SHLB Prediction Profiler.png



From this, we are able to see 40FT containers, 40HC containers and Gross Weight has a very high elasticity. This simply means that a small change in these varibales will cause a large effect on the utilization rate. However as 40FT and 40HC containers have an inverse relationship, it is noted that an increase in either of the containers will have a decrease in Utilization Rate.

Conclusion

This paper has disccused how the analysis of an individual trade lanes can be used as an approach to build a model to improve the fill rate efficiency. We have looked at different aspects by first doing an overview analysis based on seasonal patterns and comparison of volume trends, then an in-depth analysis on the utilisation rate against volume and the carriers used, respectively.

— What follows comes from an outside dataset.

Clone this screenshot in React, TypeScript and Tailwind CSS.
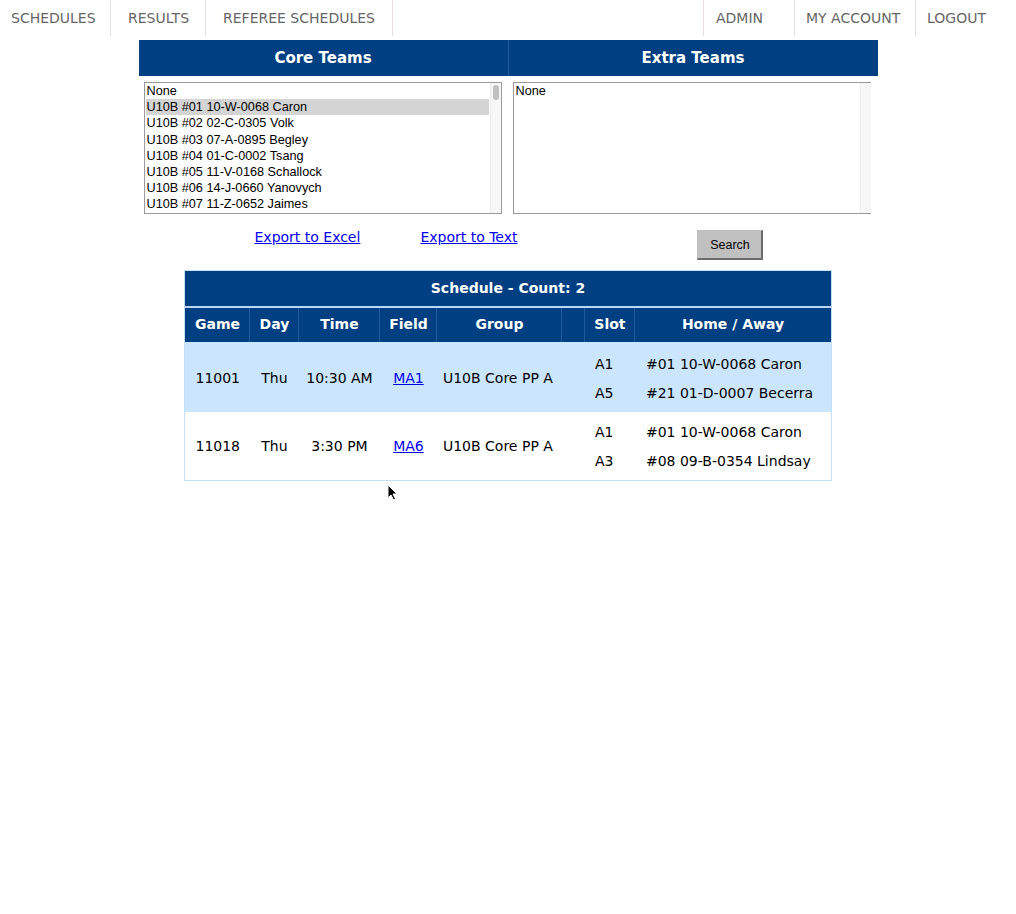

Afterwhich, we built a bivarate model to find out the relationships between variables that were significant in influencing the utilisation rate. Lastly, an explantory model was built. As it can be seen from the results that these trade lanes have very differing patterns, a generic model is thus not feasible. Also, based on the data available, we are unable to build a predictive model.

However, with the explanatory model, we are thus able to provide to our sponsors the different factors that affect each individual trade lane, and therefore provide them with better decision-making in improving the utilisation rate. It can be done by making adjustments such as type of carriers used and container sizes for the trade lanes.